Dans un sondage CSA pour BFM TV, 20 Minutes et RMC Info diffusé jeudi, la présidente du FN est stable à 16% d'intentions de vote et François Bayrou confirme sa percée à 11% (après 13% pour LH2), un phénomène "normal" déjà observé en décembre 2006 pour "le troisième homme" de la présidentielle de 2007 (18,57%) dû à son entrée en lice officielle, selon les sondeurs.

"Les affaires n'ont jamais fait une campagne, mais ça peut participer d'un climat, ça légitime le descriptif de Mme Le Pen.
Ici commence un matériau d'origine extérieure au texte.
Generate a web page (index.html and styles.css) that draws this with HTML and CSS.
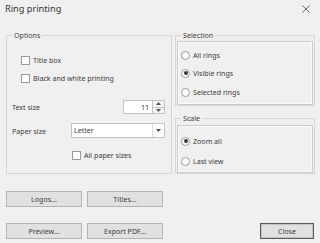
FILE: index.html
```html
<!DOCTYPE html>
<html lang="en">
<head>
  <meta charset="UTF-8">
  <title>Ring printing</title>
  <link rel="stylesheet" href="styles.css">
</head>
<body>
  <div class="dialog">
    <!-- Title bar -->
    <div class="titlebar">
      <span class="title">Ring printing</span>
      <svg class="close-x" width="8" height="8" viewBox="0 0 8 8">
        <path d="M0.5 0.5 L7.5 7.5 M7.5 0.5 L0.5 7.5" stroke="#444" stroke-width="0.8" fill="none"/>
      </svg>
    </div>

    <div class="groups">
      <fieldset class="group options">
        <legend>Options</legend>
        <label class="row check-row first"><span class="checkbox"></span>Title box</label>
        <label class="row check-row second"><span class="checkbox"></span>Black and white printing</label>
        <div class="row spin-row">
          <span>Text size</span>
          <div class="spin">
            <span class="spin-value">11</span>
            <div class="spin-buttons">
              <span class="spin-btn"><svg width="5" height="3" viewBox="0 0 5 3"><path d="M0 3 L2.5 0 L5 3 Z" fill="#555"/></svg></span>
              <span class="spin-btn"><svg width="5" height="3" viewBox="0 0 5 3"><path d="M0 0 L2.5 3 L5 0 Z" fill="#555"/></svg></span>
            </div>
          </div>
        </div>
        <div class="row combo-row">
          <span class="combo-label">Paper size</span>
          <div class="combo">
            <span class="combo-value">Letter</span>
            <span class="combo-btn"><svg width="5" height="3" viewBox="0 0 5 3"><path d="M0 0 L2.5 3 L5 0 Z" fill="#555"/></svg></span>
          </div>
        </div>
        <label class="row check-row all-sizes"><span class="checkbox"></span>All paper sizes</label>
      </fieldset>

      <div class="right-col">
        <fieldset class="group selection">
          <legend>Selection</legend>
          <div class="panel selection-panel">
            <label class="radio-row"><span class="radio"></span>All rings</label>
            <label class="radio-row"><span class="radio checked"></span>Visible rings</label>
            <label class="radio-row"><span class="radio"></span>Selected rings</label>
          </div>
        </fieldset>
        <fieldset class="group scale">
          <legend>Scale</legend>
          <div class="panel scale-panel">
            <label class="radio-row"><span class="radio checked"></span>Zoom all</label>
            <label class="radio-row"><span class="radio"></span>Last view</label>
          </div>
        </fieldset>
      </div>
    </div>

    <div class="button-row row-one">
      <button class="btn">Logos...</button>
      <button class="btn">Titles...</button>
    </div>
    <div class="button-row row-two">
      <button class="btn">Preview...</button>
      <button class="btn">Export PDF...</button>
      <button class="btn close-btn">Close</button>
    </div>
  </div>
</body>
</html>
```

FILE: styles.css
```css
/* Basic reset */
html, body {
  margin: 0;
  padding: 0;
  background: #f0f0f0;
}
body {
  font-family: "Noto Sans", "Open Sans", sans-serif;
  font-size: 7.1px;
  color: #3c3c3c;
}
.dialog {
  width: 320px;
  height: 243px;
  overflow: hidden;
}

/* Title bar */
.titlebar {
  height: 17px;
  display: flex;
  align-items: center;
  justify-content: space-between;
  padding: 0 10px 0 5px;
}
.title {
  font-size: 9.2px;
  color: #333;
}
.close-x {
  display: block;
}

/* Group boxes */
.groups {
  display: flex;
  gap: 3px;
  padding: 13px 5px 0 6px;
}
.group {
  margin: 0;
  padding: 0;
  border: 1px solid #d6d6d6;
  box-sizing: border-box;
}
.group legend {
  margin-left: 5px;
  padding: 0 2px;
  line-height: 10px;
}
.options {
  width: 166px;
  height: 144px;
}
.right-col {
  display: flex;
  flex-direction: column;
  width: 140px;
  gap: 7px;
}
.selection {
  height: 76px;
}
.scale {
  height: 61px;
}

/* Inner bordered panels in the right column */
.panel {
  margin: 1px 1px 0;
  border: 1px solid #cbcbcb;
  box-shadow: inset 0 0 0 1px #fafafa;
  padding: 0 3px;
  box-sizing: border-box;
}
.selection-panel {
  height: 64px;
  padding-top: 8px;
}
.scale-panel {
  margin-top: 2px;
  height: 48px;
  padding-top: 10px;
}

/* Rows in the options group */
.row {
  display: flex;
  align-items: center;
}
.check-row {
  height: 10px;
  padding-left: 14px;
}
.check-row.first { margin-top: 15px; }
.check-row.second { margin-top: 8px; }
.check-row.all-sizes {
  margin-top: 12px;
  padding-left: 65px;
}
.checkbox {
  width: 7px;
  height: 7px;
  border: 1px solid #9a9a9a;
  background: #fff;
  margin-right: 3px;
  flex: none;
}

.spin-row {
  margin-top: 17px;
  height: 14px;
  justify-content: space-between;
  padding: 0 6px 0 5px;
}
.spin {
  display: flex;
  height: 14px;
}
.spin-value {
  width: 30px;
  box-sizing: border-box;
  border: 1px solid #c2c2c2;
  background: #fff;
  text-align: right;
  padding-right: 3px;
  line-height: 12px;
}
.spin-buttons {
  display: flex;
  flex-direction: column;
  width: 12px;
}
.spin-btn {
  flex: 1;
  display: flex;
  align-items: center;
  justify-content: center;
  border: 1px solid #c2c2c2;
  border-left: none;
  background: #f4f4f4;
}
.spin-btn + .spin-btn {
  border-top: none;
}
.spin-btn svg {
  display: block;
}

.combo-row {
  margin-top: 9px;
  height: 15px;
  padding-left: 5px;
}
.combo-label {
  width: 59px;
}
.combo {
  display: flex;
  width: 94px;
  height: 15px;
  box-sizing: border-box;
  border: 1px solid #c2c2c2;
  background: #fff;
}
.combo-value {
  flex: 1;
  padding-left: 2px;
  line-height: 13px;
}
.combo-btn {
  width: 11px;
  display: flex;
  align-items: center;
  justify-content: center;
  border-left: 1px solid #dadada;
}
.combo-btn svg {
  display: block;
}

/* Radio buttons */
.radio-row {
  display: flex;
  align-items: center;
  height: 10px;
}
.selection-panel .radio-row + .radio-row { margin-top: 8px; }
.selection-panel .radio-row:last-child { margin-top: 9px; }
.scale-panel .radio-row + .radio-row { margin-top: 10px; }
.radio {
  width: 7px;
  height: 7px;
  border: 1px solid #9a9a9a;
  border-radius: 50%;
  background: #fff;
  margin-right: 3px;
  flex: none;
  display: flex;
  align-items: center;
  justify-content: center;
}
.radio.checked::after {
  content: "";
  width: 4px;
  height: 4px;
  border-radius: 50%;
  background: #3a3a3a;
}

/* Bottom buttons */
.button-row {
  display: flex;
  gap: 5px;
  padding: 0 6px;
}
.row-one { margin-top: 17px; }
.row-two { margin-top: 16px; }
.btn {
  width: 76px;
  height: 16px;
  padding: 0;
  border: 1px solid #b4b4b4;
  background: #e1e1e1;
  font-family: inherit;
  font-size: 7.1px;
  color: #3c3c3c;
}
.close-btn {
  width: 54px;
  margin-left: auto;
  border-color: #5a5a5a;
  box-shadow: inset 0 0 0 1px #c4c4c4;
}
```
Si le financement occulte dans la fédération du Pas-de-Calais est avéré, ça viendra valider ce qu'elle dit localement et nationalement depuis des années", estime Jérôme Fourquet.
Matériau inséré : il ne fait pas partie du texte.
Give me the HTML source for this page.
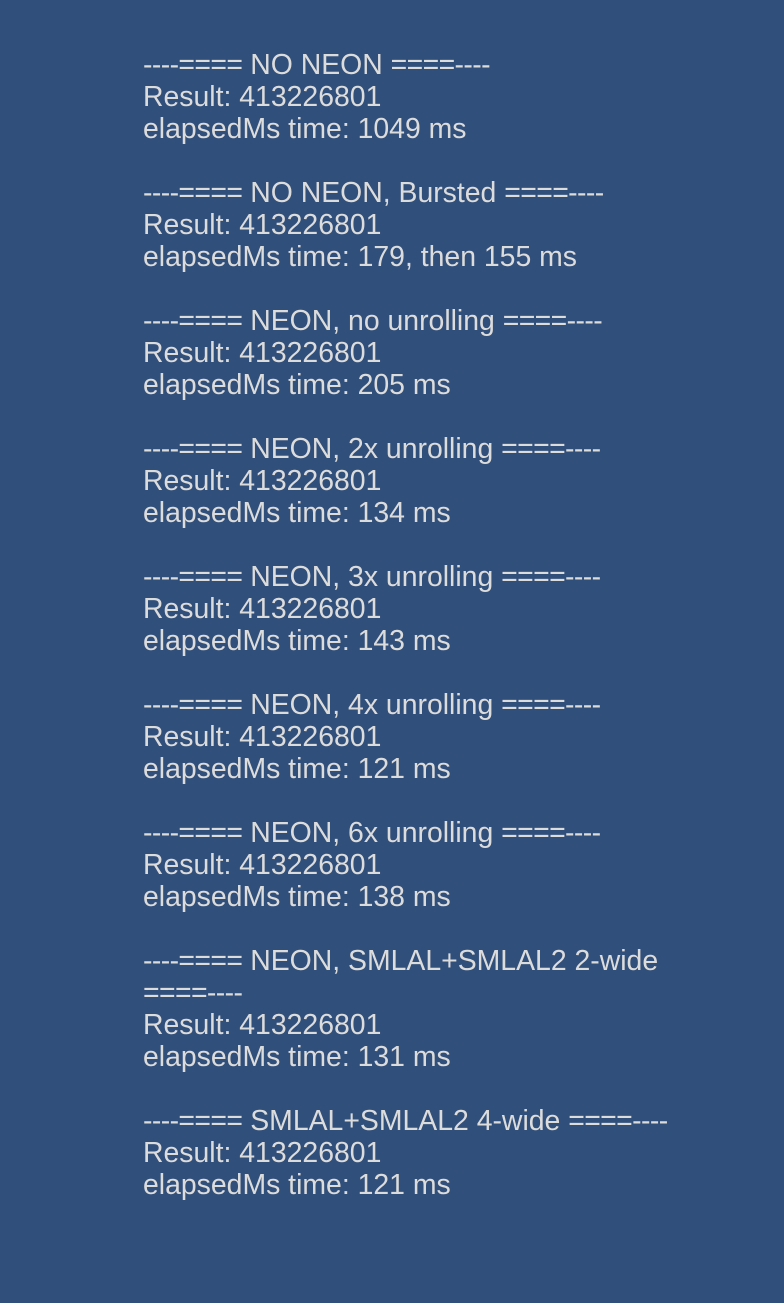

"Et ça viendrait mettre aussi en difficulté la campagne de François Hollande", ajoute le directeur adjoint du département Opinion de l'Ifop.
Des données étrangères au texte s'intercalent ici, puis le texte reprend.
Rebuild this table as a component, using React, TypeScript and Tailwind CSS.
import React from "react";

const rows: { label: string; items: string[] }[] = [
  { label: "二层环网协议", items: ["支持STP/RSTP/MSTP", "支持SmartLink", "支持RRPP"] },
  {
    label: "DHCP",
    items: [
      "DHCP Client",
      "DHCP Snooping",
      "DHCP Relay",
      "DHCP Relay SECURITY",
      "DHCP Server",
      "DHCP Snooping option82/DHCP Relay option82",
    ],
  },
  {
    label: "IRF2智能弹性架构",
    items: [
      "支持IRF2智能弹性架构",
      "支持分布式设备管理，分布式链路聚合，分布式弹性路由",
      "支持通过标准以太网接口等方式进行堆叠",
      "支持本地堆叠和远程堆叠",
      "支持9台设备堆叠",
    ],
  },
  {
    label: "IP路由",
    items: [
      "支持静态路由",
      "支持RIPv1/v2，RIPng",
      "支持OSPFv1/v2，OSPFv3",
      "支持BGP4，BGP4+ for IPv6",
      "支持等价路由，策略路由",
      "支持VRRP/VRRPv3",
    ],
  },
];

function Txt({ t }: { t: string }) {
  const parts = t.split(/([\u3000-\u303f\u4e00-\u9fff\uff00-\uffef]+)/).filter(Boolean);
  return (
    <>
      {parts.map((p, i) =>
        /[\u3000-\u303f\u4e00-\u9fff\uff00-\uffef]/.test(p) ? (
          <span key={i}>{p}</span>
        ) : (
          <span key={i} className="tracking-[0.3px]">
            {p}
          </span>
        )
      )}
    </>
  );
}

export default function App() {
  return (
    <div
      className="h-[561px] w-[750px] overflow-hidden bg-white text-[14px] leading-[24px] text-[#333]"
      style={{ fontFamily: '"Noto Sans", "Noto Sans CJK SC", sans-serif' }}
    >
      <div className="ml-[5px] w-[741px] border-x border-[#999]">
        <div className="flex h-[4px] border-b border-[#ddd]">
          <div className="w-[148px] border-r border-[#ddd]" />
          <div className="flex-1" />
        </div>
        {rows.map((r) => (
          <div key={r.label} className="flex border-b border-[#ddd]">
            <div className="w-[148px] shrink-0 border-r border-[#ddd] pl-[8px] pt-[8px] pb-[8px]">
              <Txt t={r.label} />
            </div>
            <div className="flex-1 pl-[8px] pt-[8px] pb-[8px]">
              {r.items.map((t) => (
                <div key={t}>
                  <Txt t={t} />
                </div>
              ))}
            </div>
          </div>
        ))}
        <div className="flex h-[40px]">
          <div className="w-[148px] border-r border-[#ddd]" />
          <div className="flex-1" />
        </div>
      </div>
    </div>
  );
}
Taxé de mensonge par Marine Le Pen, le candidat socialiste, qui dirigea le PS durant 11 ans (1997-2008), assure ne pas avoir eu connaissance d'une quelconque dysfonctionnement financier dans la fédération du Pas-de-Calais.

"On ne peut pas dire que ce climat fait le jeu du Front national, le vote anti-système aujourd'hui est plus de l'ordre économique et social", analyse Jean-François Doridot, d'Ipsos.

Pour Jérôme Fourquet, "ça renforce l'idée d'une France à deux vitesses avec des élites qui ne sont pas exemplaires". "Une France d'en bas et une France d'en haut qui s'en sortirait mieux parce qu'elle aurait les moyens de détourner de l'argent", complète Jean-François Doridot.

Gaël Sliman décèle "une forme de fatalisme" préexistant au scrutin de 2012 : "Les Français sont convaincus que les affaires politico-financières sont nombreuses, ont toujours existé et existeront toujours".

"LA COUPE EST PLEINE"

L'ancien président Jacques Chirac a été condamné jeudi à deux ans de prison avec sursis dans l'affaire des emplois fictifs de la Ville de Paris, tandis que l'un de ses anciens ministres, Renaud Donnedieu de Vabres, était mis en examen dans le dossier Karachi sur des soupçons de corruption en marge de l'élection présidentielle de 1995, dossier auquel Nicolas Sarkozy s'affirme totalement étranger.

"Ce qui est nouveau dans cette campagne, c'est que les affaires ne touchent pas directement les candidats pour l'instant", relève Jérôme Fourquet.

Lors de la campagne de 1995, trois mois avant le premier tour, éclatait "l'affaire des terrains de Vigneux" visant la belle-famille de Jacques Chirac. Une manoeuvre imputée au camp Balladur. Lors de la pré-campagne de 2002, le socialiste Lionel Jospin avait été contraint de se justifier sur l'achat d'une résidence sur l'île de Ré, imputé à tort à des fonds secrets.

"Il ne s'agit pas de dire que les affaires ne comptent pas, mais elles sont déjà dans l'esprit de nos concitoyens. Ils ne font pas de différence entre la gauche et la droite, et une affaire de plus ou de moins, ça ne change pas forcément la face des choses", affirme Jean-François Doridot.

Gaël Sliman y voit même la preuve d'un certain "pragmatisme", voire d'un "cynisme" des électeurs français.

"Les affaires, ça n'est pas l'alpha et l'omega de leur jugement sur les hommes politiques. Les Français attendent avant tout de leur classe politique qu'elle leur donne le sentiment qu'elle pourra résoudre leurs problèmes", explique-t-il.

"L'honnêteté, de la même manière que la fidélité dans le couple, ne sont pas des vertus cardinales en France comme elles peuvent peut-être dans des pays anglo-saxons", ajoute-t-il.

Les analystes s'accordent toutefois à penser qu'un réflexe d'abstention pourrait guider les électeurs, au motif que "la coupe est pleine", entre crise financière et corruption.

"Une partie des Français pourrait ainsi exprimer la distance, le mépris, l'abandon qu'elle ressent", résume Jérôme Fourquet.